Google's 'Fraud Defence' Looks an Awful Lot Like the WEI Zombie
Remember Web Environment Integrity? Google’s 2023 proposal that would have let servers cryptographically attest that your browser was “legitimate” — a pitch so badly received that Mozilla, Brave, and Vivaldi torched it in public, and Google quietly backed off in early 2024. Well, it’s 2026, and that ghost just walked into the room wearing a Google Cloud badge that reads Fraud Defence.
A Quick Refresher on Why WEI Got Killed
WEI’s premise was simple and, on paper, reasonable: prove that the client connecting to your site hadn’t been tampered with. In practice, it meant a Google-blessed attestation layer would decide which browsers counted as “real.”

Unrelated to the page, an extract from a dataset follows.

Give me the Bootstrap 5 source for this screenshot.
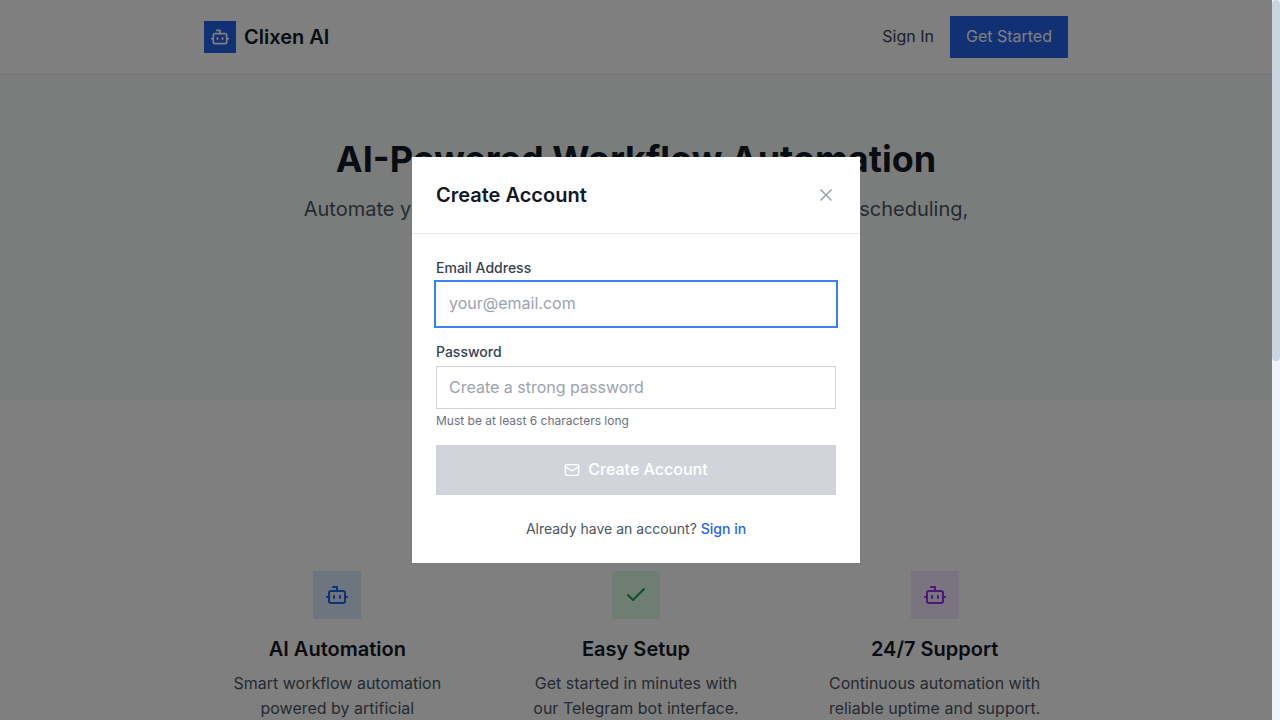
<!DOCTYPE html>
<html lang="en">
<head>
<meta charset="utf-8">
<meta name="viewport" content="width=device-width, initial-scale=1">
<title>Clixen AI</title>
<link href="https://cdn.jsdelivr.net/npm/bootstrap@5.3.0/dist/css/bootstrap.min.css" rel="stylesheet">
<style>
  html, body { height: 100%; overflow: hidden; }
  body { font-family: Inter, "Liberation Sans", sans-serif; line-height: 1.6; color: #111827; background: #fff; }
  .page { margin-right: 8px; height: 100%; overflow: hidden; }
  .wrap { max-width: 896px; }
  .line-b { border-bottom: 1px solid #e5e7eb; }
  svg { fill: none; stroke: currentColor; stroke-width: 2; stroke-linecap: round; stroke-linejoin: round; display: block; flex-shrink: 0; }
  .logo { width: 32px; height: 32px; background: #2563eb; }
  .title-xl { font-size: 20px; line-height: 28px; font-weight: 600; margin: 0; }
  .btn-start { padding: 8px 16px; font-weight: 400; line-height: 1.6; background: #2563eb; color: #fff; border: 0; border-radius: 0; }
  .txt-700 { color: #374151; }
  .txt-600 { color: #4b5563; }
  .hero { background: #f7fbf8; height: 325px; padding-top: 64px; }
  .hero h1 { font-size: 36px; line-height: 40px; font-weight: 700; margin-bottom: 16px; }
  .hero p { font-size: 20px; line-height: 28px; max-width: 672px; }
  .tight { word-spacing: -.8px; }
  .features { padding-top: 147px; }
  .feature-grid { display: grid; grid-template-columns: repeat(3, 1fr); gap: 32px; }
  .feature { padding: 24px; }
  .tile { width: 48px; height: 48px; margin-bottom: 16px; }
  .tile-blue { background: #dbeafe; color: #2563eb; }
  .tile-green { background: #dcfce7; color: #16a34a; }
  .tile-purple { background: #f3e8ff; color: #9333ea; }
  .overlay { right: 8px; background: rgba(0,0,0,.5); z-index: 50; }
  .dialog { width: 448px; background: #fff; }
  .field-label { display: block; font-size: 14px; line-height: 20px; font-weight: 500; margin-bottom: 4px; color: #374151; }
  .field, .field:focus { display: block; padding: 7px 12px 9px; line-height: 25.6px; height: 43.6px; border: 1px solid #d1d5db; border-radius: 0; box-shadow: none; color: #111827; }
  .field::placeholder { color: #9ca3af; }
  .field-active, .field-active:focus { box-shadow: 0 0 0 2px #3b82f6; border: 1px solid #fff; }
  .hint { font-size: 12px; line-height: 16px; color: #6b7280; margin-top: 4px; }
  .btn-submit { padding: 12px 16px; font-weight: 500; line-height: 1.6; background: #d1d5db; color: #fff; border: 0; }
  .foot { font-size: 14px; line-height: 20px; margin-top: 24px; }
  .foot a { color: #2563eb; font-weight: 500; text-decoration: none; }
  .scroll-track { width: 8px; background: #f1f5f9; z-index: 60; }
  .scroll-thumb { height: 361px; background: #cbd5e1; border-radius: 4px; }
</style>
</head>
<body>
<svg width="0" height="0" class="position-absolute">
  <symbol id="bot" viewBox="0 0 24 24"><path d="M12 8V4H8"/><rect width="16" height="12" x="4" y="8" rx="2"/><path d="M2 14h2M20 14h2M15 13v2M9 13v2"/></symbol>
</svg>
<div class="page">
  <header class="bg-white line-b">
    <div class="wrap mx-auto p-3 d-flex justify-content-between align-items-center">
      <div class="d-flex align-items-center gap-2">
        <div class="logo d-flex align-items-center justify-content-center text-white"><svg width="20" height="20"><use href="#bot"/></svg></div>
        <span class="title-xl">Clixen AI</span>
      </div>
      <div class="d-flex align-items-center gap-3">
        <a href="#" class="txt-700 text-decoration-none">Sign In</a>
        <button class="btn-start">Get Started</button>
      </div>
    </div>
  </header>
  <section class="hero text-center">
    <div class="wrap mx-auto px-3">
      <h1>AI-Powered Workflow Automation</h1>
      <p class="txt-600 mx-auto mb-0">Automate your <span class="tight">daily tasks with AI assistants for your </span>email, scheduling,<br>and more.</p>
    </div>
  </section>
  <section class="features bg-white">
    <div class="wrap mx-auto px-3">
      <div class="feature-grid text-center">
        <div class="feature">
          <div class="tile tile-blue mx-auto d-flex align-items-center justify-content-center"><svg width="24" height="24"><use href="#bot"/></svg></div>
          <h3 class="title-xl mb-2">AI Automation</h3>
          <p class="txt-600">Smart workflow automation powered by artificial</p>
        </div>
        <div class="feature">
          <div class="tile tile-green mx-auto d-flex align-items-center justify-content-center"><svg width="24" height="24" viewBox="0 0 24 24"><path d="M20 6 9 17l-5-5"/></svg></div>
          <h3 class="title-xl mb-2">Easy Setup</h3>
          <p class="txt-600">Get started in minutes with our Telegram bot interface.</p>
        </div>
        <div class="feature">
          <div class="tile tile-purple mx-auto d-flex align-items-center justify-content-center"><svg width="24" height="24"><use href="#bot"/></svg></div>
          <h3 class="title-xl mb-2">24/7 Support</h3>
          <p class="txt-600">Continuous automation with reliable uptime and support.</p>
        </div>
      </div>
    </div>
  </section>
</div>

<div class="overlay position-fixed top-0 bottom-0 start-0 d-flex align-items-center justify-content-center">
  <div class="dialog" role="dialog" aria-label="Create Account">
    <div class="line-b p-4 d-flex justify-content-between align-items-center">
      <h2 class="title-xl">Create Account</h2>
      <svg width="20" height="20" viewBox="0 0 24 24" color="#9ca3af"><path d="M18 6 6 18M6 6l12 12"/></svg>
    </div>
    <div class="p-4">
      <form>
        <div class="mb-3">
          <label class="field-label" for="email">Email Address</label>
          <input id="email" type="email" class="form-control field field-active" placeholder="your@email.com">
        </div>
        <div class="mb-3">
          <label class="field-label" for="pw">Password</label>
          <input id="pw" type="password" class="form-control field" placeholder="Create a strong password">
          <p class="hint mb-0">Must be at least 6 characters long</p>
        </div>
        <button type="button" class="btn-submit w-100 d-flex align-items-center justify-content-center gap-2">
          <svg width="16" height="16" viewBox="0 0 24 24"><rect width="20" height="16" x="2" y="4" rx="2"/><path d="m22 7-8.97 5.7a1.94 1.94 0 0 1-2.06 0L2 7"/></svg>
          <span>Create Account</span>
        </button>
      </form>
      <p class="foot txt-600 text-center mb-0">Already have an account? <a href="#">Sign in</a></p>
    </div>
  </div>
</div>
<div class="scroll-track position-fixed top-0 bottom-0 end-0"><div class="scroll-thumb"></div></div>
<script src="https://cdn.jsdelivr.net/npm/bootstrap@5.3.0/dist/js/bootstrap.bundle.min.js"></script>
</body>
</html>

The implications hit hard the moment developers thought it through. Firefox with an ad blocker? Possibly out. A custom Android build? Out. Anything Google didn’t certify? Out. Critics called it DRM for the open web — and they weren’t being dramatic. The proposal was retired before it shipped, and most of us assumed that was the end of it.
The Cloud-Product Workaround
Fast forward to Google Cloud’s Fraud Defence launch. The marketing language is all about bots, ad fraud, and credential stuffing — the kind of problems every site operator actually wants solved. But peel back a layer and you find something familiar: a system that signals client environment integrity to the site operator, sourced from Google’s view of the device.
Mechanically, it’s doing what WEI tried to do. The crucial difference is the delivery vehicle. WEI was a proposed web standard, which meant it had to survive open review at the W3C and the wider browser community. Fraud Defence is a paid product on Google Cloud. No standards body. No public comment period. Just a “buy” button.
If you can’t get the standards group to ratify your idea, sell it as a SKU. That’s the play.
Why Now
The timing isn’t an accident. AI agent traffic exploded over the past eighteen months, and site operators are drowning. Distinguishing a human from an automated client has become genuinely hard. Scraping, ad fraud, and credential stuffing are real, expensive problems — Cloudflare’s own data shows agent traffic is now a meaningful share of inbound requests on most large sites.
Google read the room. The pitch writes itself: WEI was overreach as a standard, but this is just a security product. To a site operator staring at a fraud bill, “let Google vouch for which visitors are real” sounds less like an ideological battle and more like a Tuesday procurement decision.
The Gatekeeper Problem Hasn’t Moved
The objection from 2023 hasn’t aged a day. One company deciding which clients count as legitimate is a gatekeeper position, regardless of whether it’s delivered as RFC text or a cloud API. Privacy-hardened browsers, niche forks, anonymous sessions, and anything outside Google’s certified list drift toward second-class status on the web.
EFF and a handful of standards-aligned voices have already started raising alarms — the argument being that this is de facto standardization by market adoption rather than by open process. A rejected idea that returns as a product, gains enough customers, and eventually becomes the path of least resistance is, functionally, a standard. Just one nobody got to vote on.
The Closing Thought
The 2023 fight was clean. It was a proposal, and proposals can be rejected. This round is messier. Fraud Defence is a commercial product, and adoption is a private decision made one site at a time. There’s no central body to lobby, no working group to flood with comments. That’s what makes it harder to push back on, not easier.
If your browser of choice ever throws up a “this site couldn’t verify your environment” wall, it probably won’t feel like a policy decision. It’ll feel like a bug. That’s the whole trick.